Rubio on Thursday also called upon the Justice Department to explain how such a deal could have happened.

 “There should be a little bit more clarity as to why that case was resolved the way it was resolved,” Rubio said. “Because for most people that read it, it doesn’t make sense.” 

From 2001 to 2006, Epstein assembled a large cult-like network of underage girls — most of them from disadvantaged backgrounds — to give him massages. He then coerced them into sex acts and paid them to recruit other girls to bring to his Palm Beach mansion, three to four times a day, according to police.

The Herald’s examination of thousands of court records, emails and FBI records also showed that after the deal was struck, it effectively shut down an ongoing FBI probe into whether Epstein was trafficking girls and young women from around the country and from overseas for sex parties attended by other powerful people at his mansions in New York, New Mexico and on his private island in the Caribbean.

Federal prosecutors had prepared a 53-page indictment against Epstein for federal sex crimes involving minors, which would have sent him to prison for decades. The indictment, however, was shelved, and Epstein was allowed to plead guilty to two minor prostitution charges in state court.

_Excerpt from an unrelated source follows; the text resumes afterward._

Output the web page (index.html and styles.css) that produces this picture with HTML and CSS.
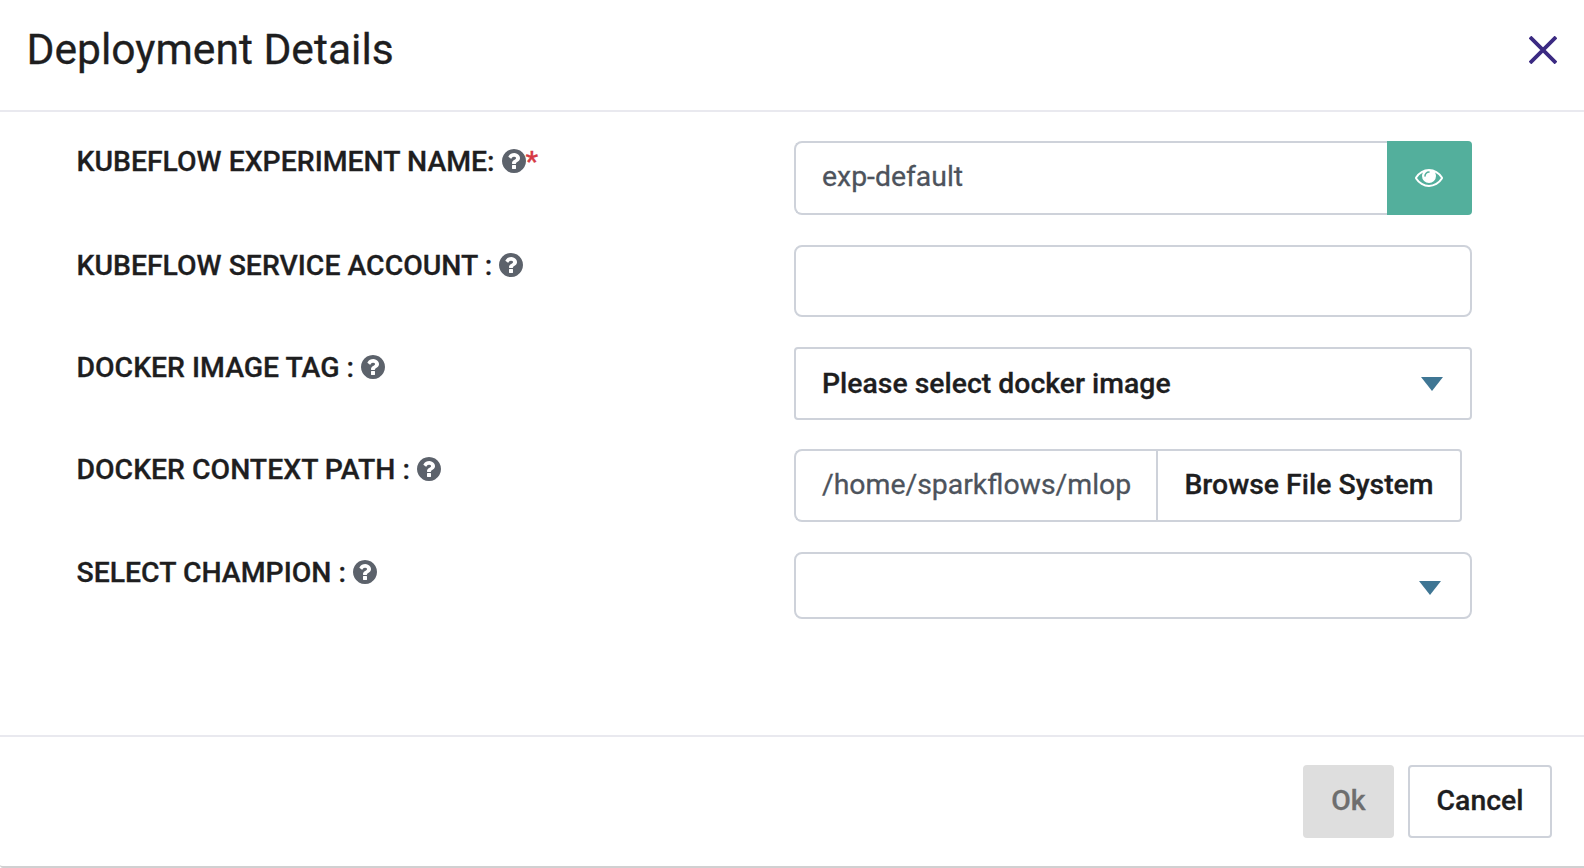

He spent just 13 months in the Palm Beach County jail, where he was given permission to leave most of the day under a liberal work release program that wasn’t granted to other convicted sex offenders. He was released in 2009.

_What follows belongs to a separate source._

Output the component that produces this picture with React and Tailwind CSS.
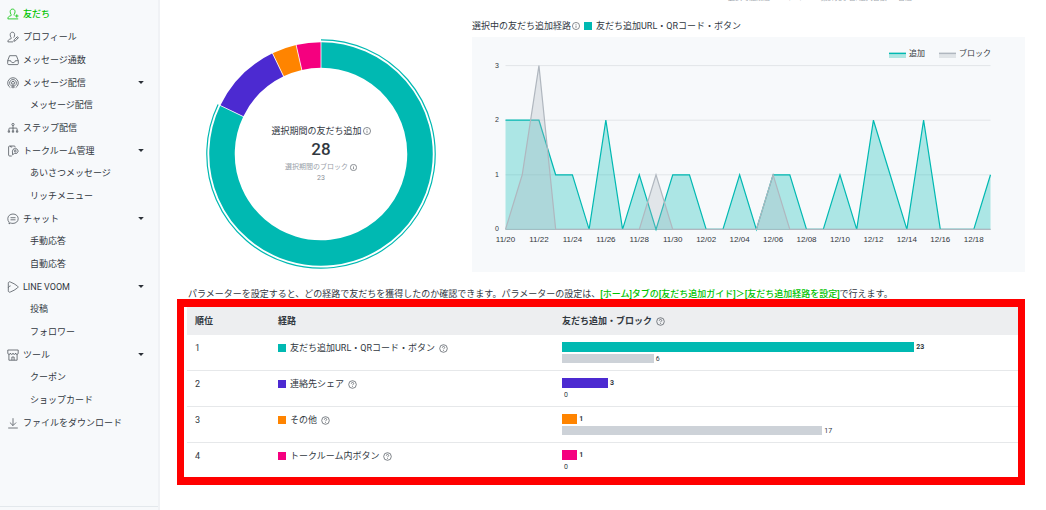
const TEAL = '#00b9b2'
const GRAY = '#cdd2d8'

const nav = [
  { icon: 'friend', label: '友だち', active: true },
  { icon: 'profile', label: 'プロフィール' },
  { icon: 'inbox', label: 'メッセージ通数' },
  { icon: 'broadcast', label: 'メッセージ配信', children: ['メッセージ配信'] },
  { icon: 'step', label: 'ステップ配信' },
  { icon: 'talk', label: 'トークルーム管理', children: ['あいさつメッセージ', 'リッチメニュー'] },
  { icon: 'chat', label: 'チャット', children: ['手動応答', '自動応答'] },
  { icon: 'voom', label: 'LINE VOOM', children: ['投稿', 'フォロワー'] },
  { icon: 'shop', label: 'ツール', children: ['クーポン', 'ショップカード'] },
  { icon: 'download', label: 'ファイルをダウンロード' },
]

const routes = [
  { name: '友だち追加URL・QRコード・ボタン', color: TEAL, added: 23, blocked: 6 },
  { name: '連絡先シェア', color: '#4c2ad1', added: 3, blocked: 0 },
  { name: 'その他', color: '#ff8400', added: 1, blocked: 17 },
  { name: 'トークルーム内ボタン', color: '#f5007f', added: 1, blocked: 0 },
]

const added = [2, 2, 2, 1, 1, 0, 2, 0, 1, 0, 1, 1, 0, 0, 1, 0, 1, 1, 0, 0, 1, 0, 2, 1, 0, 2, 0, 0, 0, 1]
const blocked = [0, 1, 3, 0, 0, 0, 0, 0, 0, 1, 0, 0, 0, 0, 0, 0, 1, 0, 0, 0, 0, 0, 0, 0, 0, 0, 0, 0, 0, 0]
const days = ['11/20', '11/22', '11/24', '11/26', '11/28', '11/30', '12/02', '12/04', '12/06', '12/08', '12/10', '12/12', '12/14', '12/16', '12/18']

const icons = {
  friend: (
    <>
      <path d="M.8 10.900h10.400M.9 10.800c-.1-1.800 1-2.600 3-3.100.5-.2.5-.8.2-1.200C3.400 5.600 3.100 4.600 3.200 3.400 3.300 1.900 4.300 1.100 5.600 1.100S7.900 1.900 8 3.400c.1 1.200-.2 2.200-.9 3.100-.2.400-.2.900.3 1.100" />
      <path d="M9.800 6.300v3.400M8.100 8h3.400" />
    </>
  ),
  profile: (
    <>
      <path d="M6 10.900H.9c-.1-1.800 1-2.600 3-3.100.5-.2.5-.8.2-1.200C3.400 5.700 3.100 4.700 3.200 3.500 3.300 2 4.200 1.200 5.400 1.200S7.500 2 7.600 3.500c.1 1.200-.2 2.200-.9 3.100" />
      <path d="M6.800 10.300l.4-1.500 2.900-2.900c.6-.4 1.500.5 1.100 1.100l-2.900 2.900zM9.500 6.500l1.100 1.100" />
    </>
  ),
  inbox: <path d="M.7 6.600 2.600 1.700h6.800l1.900 4.900v3c0 .6-.4 1-1 1H1.700c-.6 0-1-.4-1-1zM.7 6.700h3c.2 1.300 1.100 1.900 2.300 1.900s2.100-.6 2.300-1.900h3" />,
  broadcast: (
    <>
      <path d="M3.300 10.600a5.300 5.300 0 1 1 5.400 0M4 8.700a3.400 3.400 0 1 1 4 0M4.700 6.900a1.600 1.600 0 1 1 2.600 0" />
      <path d="M6 5.800v5.500M5 7.500v3.400M7 7.500v3.400" />
    </>
  ),
  step: (
    <>
      <circle cx="6" cy="2.500" r="1.100" />
      <path d="M6 3.600v5.200M1.900 8.600V6.900c0-.5.300-.8.800-.8h6.600c.5 0 .8.300.8.800v1.700" />
      <path d="M1.200 8.800h1.400v1.400H1.200zM5.300 8.800h1.400v1.400H5.300zM9.400 8.800h1.400v1.400H9.400z" />
    </>
  ),
  talk: (
    <>
      <path d="M8.200 2.500V2c0-.6-.4-1-1-1H2.600c-.6 0-1 .4-1 1v8c0 .6.400 1 1 1h2.200M3.200 1.100l.5.900h1.500" />
      <path d="m5.400 6.100 1.200-2.300h3.200l1.500 2.300-1.500 2.300H7.300l-1.700 1.500z" />
      <circle cx="8.300" cy="6.100" r=".9" />
    </>
  ),
  chat: <path d="M2 10.900l.2-1.600A4.900 4.900 0 0 1 .8 5.700C.8 3 3.100 1 6 1s5.200 2 5.200 4.700-2.300 4.700-5.200 4.700c-.9 0-1.700-.1-2.400-.4zM3.500 4.700h5M3.500 6.800h5" />,
  voom: <path d="M1.300 6.800V2.200C1.300 1 2.300.5 3.300 1c2.700 1 5 2.300 7.200 4.100.8.600.8 1.200 0 1.800-2.200 1.800-4.500 3.100-7.200 4.100-1 .5-2 0-2-1.200V6.800c.3-1 1-1.600 2.300-1.900" />,
  shop: <path d="M.8 1h10.400v3.200c0 .7-.5 1.200-1.300 1.200S8.600 4.900 8.600 4.200c0 .7-.5 1.200-1.300 1.200S6 4.900 6 4.200c0 .7-.5 1.200-1.300 1.200s-1.300-.5-1.300-1.200c0 .7-.5 1.200-1.300 1.200S.8 4.900.8 4.200zM1.900 5.400v5.800h8.200V5.400M4.900 11.200V8h2.200v3.200" />,
  download: <path d="M1.200 11h9.600M6 1.200v7.300M2.900 5.500 6 8.600l3.100-3.100" />,
}

function NavIcon({ name, active }) {
  return (
    <svg className={active ? 'size-3 shrink-0' : 'size-3 shrink-0 text-[#50575e]'} viewBox="0 0 12 12" fill="none" stroke="currentColor" strokeWidth="0.8" aria-hidden="true">
      {icons[name]}
    </svg>
  )
}

function InfoIcon({ small }) {
  return (
    <svg className={small ? 'size-[7px] shrink-0 text-[#4a5159]' : 'size-2 shrink-0 text-[#5a6168]'} viewBox="0 0 9 9" fill="none" stroke="currentColor" strokeWidth="0.8" aria-hidden="true">
      <circle cx="4.500" cy="4.500" r="4" />
      <path d="M4.500 4v2.600M4.500 2.400v.9" />
    </svg>
  )
}

function HelpIcon() {
  return (
    <svg className="size-[9px] shrink-0 text-[#4a5159]" viewBox="0 0 9 9" fill="none" stroke="currentColor" strokeWidth="0.7" aria-hidden="true">
      <circle cx="4.500" cy="4.500" r="3.800" />
      <path d="M3.300 3.700c0-.8.500-1.300 1.200-1.300s1.200.5 1.200 1.100c0 .9-1.200.9-1.200 1.800M4.500 6v.8" />
    </svg>
  )
}

function Sidebar() {
  return (
    <aside className="flex w-[160px] shrink-0 flex-col border-r-2 border-[#f0f2f5] bg-[#f7f9fb]">
      <nav className="pt-[2px]">
        <ul>
          {nav.map(item => (
            <li key={item.label}>
              {item.children ? (
                <button type="button" aria-expanded="true" className="flex h-[23px] w-full items-center gap-1 pr-[14px] pl-[7px] text-left">
                  <NavIcon name={item.icon} />
                  <span className="flex-1">{item.label}</span>
                  <svg className="h-[3px] w-[6px]" viewBox="0 0 6 3" fill="#2b3138" aria-hidden="true"><path d="M.2 0h5.600L3 3z" /></svg>
                </button>
              ) : (
                <a href="#" className={item.active ? 'flex h-[23px] items-center gap-1 pl-[7px] font-medium text-[#00c300]' : 'flex h-[23px] items-center gap-1 pl-[7px]'}>
                  <NavIcon name={item.icon} active={item.active} />
                  {item.label}
                </a>
              )}
              {item.children && (
                <ul className="flex flex-col gap-px">
                  {item.children.map(child => (
                    <li key={child}>
                      <a href="#" className="flex h-[22px] items-center pl-[30px]">{child}</a>
                    </li>
                  ))}
                </ul>
              )}
            </li>
          ))}
        </ul>
      </nav>
      <div className="mt-auto h-1 border-t border-[#e3e8ec]" />
    </aside>
  )
}

const point = (r, turn) => {
  const a = turn * 2 * Math.PI
  return `${115 + r * Math.sin(a)} ${115 - r * Math.cos(a)}`
}

const arc = (r, from, to) =>
  `M${point(r, from)} A${r} ${r} 0 ${to - from > 0.5 ? 1 : 0} 1 ${point(r, to)}`

function Donut() {
  const total = routes.reduce((sum, r) => sum + r.added, 0)
  let start = 0
  const slices = routes.map(r => {
    const from = start
    start += r.added / total
    return { ...r, from, to: start }
  })

  return (
    <div className="relative size-[230px]">
      <svg className="size-full" viewBox="0 0 230 230" fill="none" aria-hidden="true">
        {slices.map(s => (
          <path key={s.name} d={arc(99, s.from, s.to)} stroke={s.color} strokeWidth="25.500" />
        ))}
        {slices.map(s => (
          <path key={s.name} d={`M${point(85, s.from)} L${point(112.5, s.from)}`} stroke="#fff" strokeWidth="0.8" />
        ))}
        <path d={arc(114.2, slices[0].from, slices[0].to)} stroke={TEAL} strokeWidth="1.200" />
      </svg>
      <div className="absolute inset-0 flex flex-col items-center pt-[86px]">
        <p className="flex items-center gap-px leading-3">選択期間の友だち追加 <InfoIcon /></p>
        <p className="text-[17px] leading-6 font-medium">{total}</p>
        <p className="flex items-center gap-[2px] text-[7px] leading-3 text-[#9aa1a9]">選択期間のブロック <InfoIcon small /></p>
        <p className="text-[7px] leading-[10px] text-[#8a9199]">23</p>
      </div>
    </div>
  )
}

const x = i => 33.5 + i * 16.724
const y = v => 192.4 - v * 54.6
const line = data => data.map((v, i) => `${x(i)},${y(v)}`).join(' ')
const area = data => `${x(0)},${y(0)} ${line(data)} ${x(data.length - 1)},${y(0)}`

function Chart() {
  return (
    <div className="bg-[#f7f9fb]">
      <svg className="block w-full" viewBox="0 0 553 235" role="img" aria-label="友だち追加とブロックの推移">
        <g fill="#33383d" className="font-['Liberation_Sans','Noto_Sans_CJK_JP',sans-serif]">
          <rect x="417" y="15" width="17" height="6" fill="#ade6e2" />
          <path d="M417 16.500h17" stroke={TEAL} strokeWidth="1.200" />
          <text x="437" y="19" fontSize="8">追加</text>
          <rect x="467" y="15" width="17" height="6" fill="#e0e4e7" />
          <path d="M467 16.500h17" stroke="#b0b7bf" strokeWidth="1.200" />
          <text x="487" y="19" fontSize="8">ブロック</text>
          {[0, 1, 2, 3].map(v => (
            <g key={v}>
              <path d={`M${x(0)} ${y(v)}H${x(29)}`} stroke={v ? '#e2e5e8' : '#b4bac0'} strokeWidth="1" />
              <text x="27" y={y(v) + 2} fontSize="7" textAnchor="end">{v}</text>
            </g>
          ))}
          {days.map((d, i) => (
            <text key={d} x={x(i * 2)} y="205" fontSize="8" textAnchor="middle">{d}</text>
          ))}
        </g>
        <polygon points={area(added)} fill={TEAL} fillOpacity="0.3" />
        <polyline points={line(added)} fill="none" stroke={TEAL} strokeWidth="1.200" />
        <polygon points={area(blocked)} fill="#b0b7bf" fillOpacity="0.3" />
        <polyline points={line(blocked)} fill="none" stroke="#b0b7bf" strokeWidth="1.200" />
      </svg>
    </div>
  )
}

function Swatch({ color }) {
  return <span className="size-2 shrink-0" style={{ background: color }} />
}

function RouteTable() {
  const max = Math.max(...routes.map(r => r.added))
  const width = v => ({ width: `${(v / max) * 78.6}%` })

  return (
    <div className="border-x-[7px] border-y-8 border-[#ff0000] pl-[3px]">
      <table className="w-full table-fixed border-separate border-spacing-0 text-left">
        <thead className="bg-[#edeef0]">
          <tr className="h-7">
            <th className="w-[83px] px-2 font-bold">順位</th>
            <th className="w-[284px] px-2 font-bold">経路</th>
            <th className="px-2 font-bold">
              <span className="flex items-center gap-1">友だち追加・ブロック <HelpIcon /></span>
            </th>
          </tr>
        </thead>
        <tbody>
          {routes.map((r, i) => (
            <tr key={r.name} className="h-9 align-top last:h-[34px] *:border-b *:border-[#e6e8ea] *:px-2 *:pt-[7px] last:*:border-0">
              <td>{i + 1}</td>
              <td>
                <span className="flex items-center gap-1">
                  <Swatch color={r.color} />
                  {r.name} <HelpIcon />
                </span>
              </td>
              <td>
                <div className="flex h-[10px] items-center gap-[2px] text-[7px] font-bold">
                  <span className="h-full" style={{ ...width(r.added), background: r.color }} />
                  {r.added}
                </div>
                <div className="mt-[2px] flex h-[9px] items-center gap-[2px] text-[7px]">
                  <span className="h-full" style={{ ...width(r.blocked), background: GRAY }} />
                  {r.blocked}
                </div>
              </td>
            </tr>
          ))}
        </tbody>
      </table>
    </div>
  )
}

export default function App() {
  return (
    <div className="flex min-h-screen bg-white font-[Roboto,'Noto_Sans_CJK_JP',sans-serif] text-[9px] leading-3 text-[#31383f]" lang="ja">
      <Sidebar />
      <main className="min-w-0 flex-1 pr-[21px] pl-[17px]">
        <div className="flex h-[3px] items-end gap-[10px] overflow-hidden pl-[551px] text-[7px] leading-[9px] whitespace-nowrap text-[#a3a9af]">
          <span>選択可能期間: 2020/06/18</span>
          <span>集計完了日, 最大日数: 90日間</span>
        </div>
        <div className="flex">
          <div className="flex w-[295px] shrink-0 justify-center pt-9 pr-[7px]">
            <Donut />
          </div>
          <div className="min-w-0 flex-1 pt-[17px]">
            <h2 className="mb-[5px] flex items-center gap-1">
              <span className="flex items-center gap-px">選択中の友だち追加経路 <InfoIcon /></span>
              <Swatch color={TEAL} />
              友だち追加URL・QRコード・ボタン
            </h2>
            <Chart />
          </div>
        </div>
        <p className="mt-[17px] pl-[11px] leading-[10px]">
          パラメーターを設定すると、どの経路で友だちを獲得したのか確認できます。パラメーターの設定は、<a href="#" className="font-medium text-[#00c300]">[ホーム]タブの[友だち追加ガイド]＞[友だち追加経路を設定]</a>で行えます。
        </p>
        <RouteTable />
      </main>
    </div>
  )
}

Sasse, in his letter, said he was disturbed that federal prosecutors would have given Epstein such a break.

“The fact that this monster received such a pathetically soft sentence is a travesty that should outrage us all,’‘ Sasse wrote in a letter to DOJ’s inspector general.

Experts say its possible that several investigations could be launched, not just by the Department of Justice.

The Department of Labor’s inspector general could also do a review, said Philip Lacovara, who served as counsel to the special prosecutor who investigated President Richard Nixon’s Watergate scandal. 

Neither agency is required to say if and when it is conducting a review, he said, so it’s possible investigations could already be underway. But the results may or may not be made public.

“They may do 10 confidential investigations, but you may only know about one,” Lacovara said.

Francey Hakes, a former federal prosecutor, said that such an investigation could result in policy changes and new regulations on how federal prosecutors handle victim notification and non-prosecution agreements.

“I just don’t know of any retrospective way to fix things,”  Hakes said. “I hope they will get to the bottom of whatever happened.”